Robert Burton in The Anatomy of Melancholy (first published in London in 1652) represents the "humours" view based on Galen. His book is possibly the first major treatise on a psychological problem, namely depression, ever published. In it Burton summarises the state of physiology with discussion of the humours.


Title page from Robert Burton's

The Anatomy of Melancholy
, 1651.

The four humors were:

"blood [sanguine] a hot, sweet, temperate humour whose office is to nourish the whole body, to give it strength and colour.

pituita [phlegm] a cold and moist humour, his office is to nourish and moisten the members of the body.

choler [yellow bile] hot, dry, bitter, helps the natural heat and senses, and serves to the expelling of excrements.

melancholy [black bile] cold, dry, thick, black, and sour."

He then goes on to describe the brain as a device for distilling the animal spirits:

"...the brain...is a soft, marrowish, and white substance, engendered of the purest part of seeds and spirits, included by many skins, and seated within the skull or brain pan; and it is the most noble organ under heaven, the dwelling-house and seat of the soul, the habitation of wisdom, memory, judgement, reason and in which man is most like unto God; and therefore nature hath covered it with a skull of hard bone, and two skins or membranes, whereof the one is called dura mater, or meninx, the other pia mater. The dura mater is next to the skull, above the other, which includes and protects the brain. When this is taken away, the pia mater is to be seen, a thin membrane, the next and immediate cover of the brain, and not covering only, but entering into it.

The brain itself is divided into two parts, the fore and hinder part; the fore part is much bigger than the other, which is called the little brain in respect of it. This fore part hath many concavities distinguished by certain ventricles, which are the receptacles of the spirits, brought hither by the arteries of the heart, and are there refined to a more heavenly nature, to perform the actions of the soul. Of these ventricles there are three - right, left, and middle. The right and left answer to their site and beget animal spirits; if they be in any way hurt, sense and motion ceaseth. These ventricles, moreover, are held to be the seat of the common sense. The middle ventricle is a common concourse and cavity of them both, and hath two passages - the one to receive pituita, and the other extends itself to the fourth creek; in this they place imagination and cogitation, and so the three ventricles of the fore part of the brain are used. The fourth creek behind the head is common to the cerebral or little brain, and marrow of the back bone, the last and most solid of all the rest, which receives the animal spirits from the other ventricles, and conveys them to the marrow in the back, and is the place where they say the memory is seated." [Burton, p97]

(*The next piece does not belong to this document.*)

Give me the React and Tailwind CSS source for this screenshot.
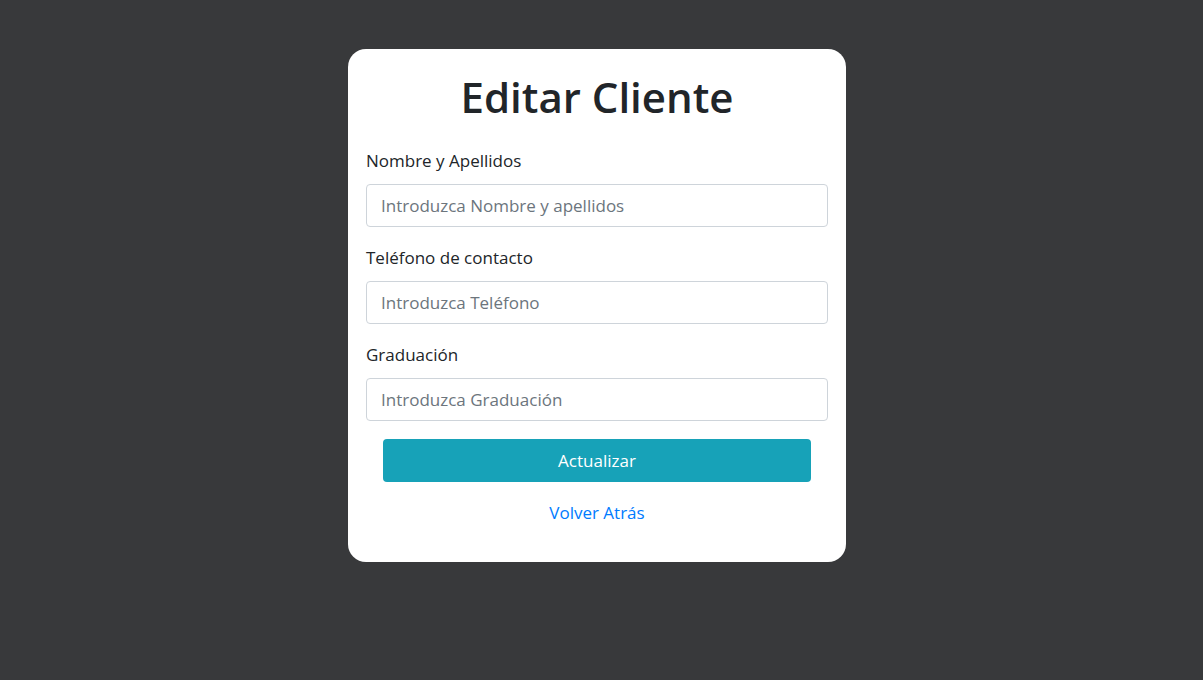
import React from "react";

const fields = [
  { label: "Nombre y Apellidos", placeholder: "Introduzca Nombre y apellidos" },
  { label: "Teléfono de contacto", placeholder: "Introduzca Teléfono" },
  { label: "Graduación", placeholder: "Introduzca Graduación" },
];

export default function App() {
  return (
    <div
      className="min-h-screen w-full bg-[#38393b] flex justify-center pt-[49px] pr-[9px]"
      style={{ fontFamily: '"Open Sans", "Noto Sans", sans-serif' }}
    >
      <div className="w-[498px] h-[513px] bg-white rounded-[18px] px-[18px] pt-[20px]">
        <h1 className="text-center text-[42px] leading-[56px] font-semibold text-[#212529] mb-[23px]">
          Editar Cliente
        </h1>
        <form onSubmit={(e) => e.preventDefault()}>
          {fields.map((f) => (
            <div key={f.label} className="mb-[18.5px]">
              <label className="block text-[17px] leading-[26px] text-[#212529] mb-[10px]">
                {f.label}
              </label>
              <input
                type="text"
                placeholder={f.placeholder}
                className="block w-full h-[42.5px] px-[14px] text-[17px] border border-[#ced4da] rounded-[4px] placeholder:text-[#6c757d] outline-none"
              />
            </div>
          ))}
          <div className="px-[17px]">
            <button
              type="submit"
              className="w-full h-[43px] bg-[#17a2b8] text-white text-[17px] rounded-[4px]"
            >
              Actualizar
            </button>
          </div>
          <div className="text-center mt-[18px]">
            <a href="#" className="text-[#007bff] text-[17px] leading-[26px]">
              Volver Atrás
            </a>
          </div>
        </form>
      </div>
    </div>
  );
}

And so in referring to the cause of disease and paricularly mental dis-ease he says:

"...as the body works upon the mind by his bad humours, troubling the spirits, sending gross fumes into the brain, and so per consequens the faculties of it, with fear, sorrow, &c., which are ordinary symptoms of this disease [melancholy]: so on the other side, the mind most effectualy works upon the body, producing by his passions and perturbations miraculous alterations, as melancholy, despair, cruel diseases, and sometimes death itself." [Burton, p164]

To revue Burton: The rational soul was seated in the brain, and received sensations and controlled movement via the action of the fluid 'animal spirit'.